Network segment
Portion of a computer network
title: "Network segment" type: doc version: 1 created: 2026-02-28 author: "Wikipedia contributors" status: active scope: public tags: ["ethernet", "network-architecture"] description: "Portion of a computer network" topic_path: "technology/networking" source: "https://en.wikipedia.org/wiki/Network_segment" license: "CC BY-SA 4.0" wikipedia_page_id: 0 wikipedia_revision_id: 0
::summary Portion of a computer network ::
A network segment is a portion of a computer network. The nature and extent of a segment depends on the nature of the network and the device or devices used to interconnect end stations.
Ethernet
According to the defining IEEE 802.3 standards for Ethernet, a network segment is an electrical connection between networked devices using a shared medium. In the original 10BASE5 and 10BASE2 Ethernet varieties, a segment would therefore correspond to a single coax cable and all devices tapped into it. At this point in the evolution of Ethernet, multiple network segments could be connected with repeaters (in accordance with the 5-4-3 rule for 10 Mbit Ethernet) to form a larger collision domain.

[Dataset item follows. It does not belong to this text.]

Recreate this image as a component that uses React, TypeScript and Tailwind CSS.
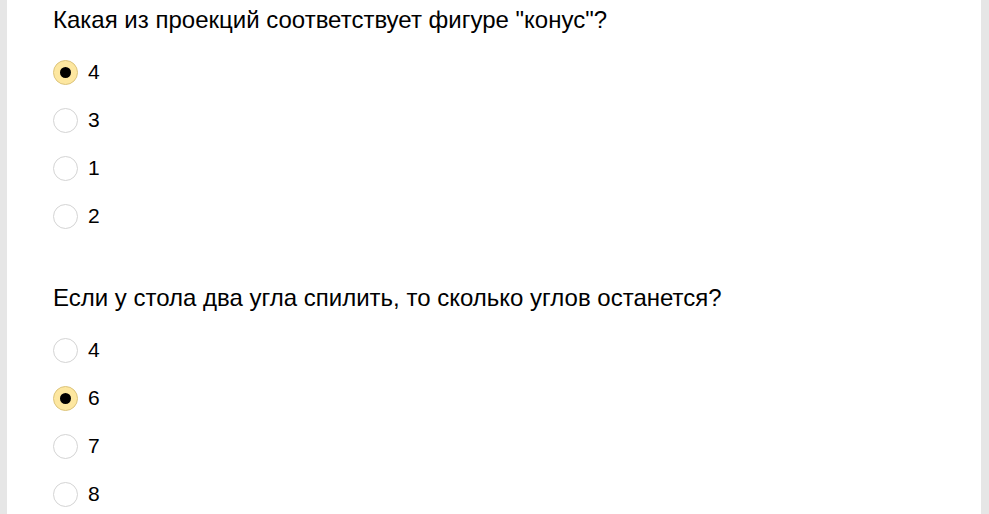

With twisted-pair Ethernet, electrical segments can be joined using repeaters or repeater hubs as can other varieties of Ethernet. This corresponds to the extent of an OSI layer 1 network and is equivalent to the collision domain. The 5-4-3 rule applies to this collision domain.
Using switches or bridges, multiple layer-1 segments can be combined to a common layer-2 segment, i.e. all nodes can communicate with each other through MAC addressing or broadcasts. A layer-2 segment is equivalent to a broadcast domain. Traffic within a layer-2 segment can be separated into virtually distinct partitions by using VLANs. Each VLAN forms its own logical layer-2 segment.
IP
A layer-3 segment in an IP network is called a subnetwork, formed by all nodes sharing the same network prefix as defined by their IP addresses and the network mask. Communication between layer-3 subnets requires a router. Hosts on a subnet communicate directly using the layer-2 segment that connects them. Most often a subnetwork corresponds exactly with the underlying layer-2 segment but it is also possible to run multiple subnets on a single layer-2 segment.
References
References
- (2 October 2005). "Network Segment Definition".
- (26 December 2008). "802.3-2008 Part 3: Carrier sense multiple access with Collision Detection (CSMA/CD) Access Method and Physical Layer Specifications". IEEE.
- "Segment (Network)".
- "Segment".
- "What is a Network Segment?".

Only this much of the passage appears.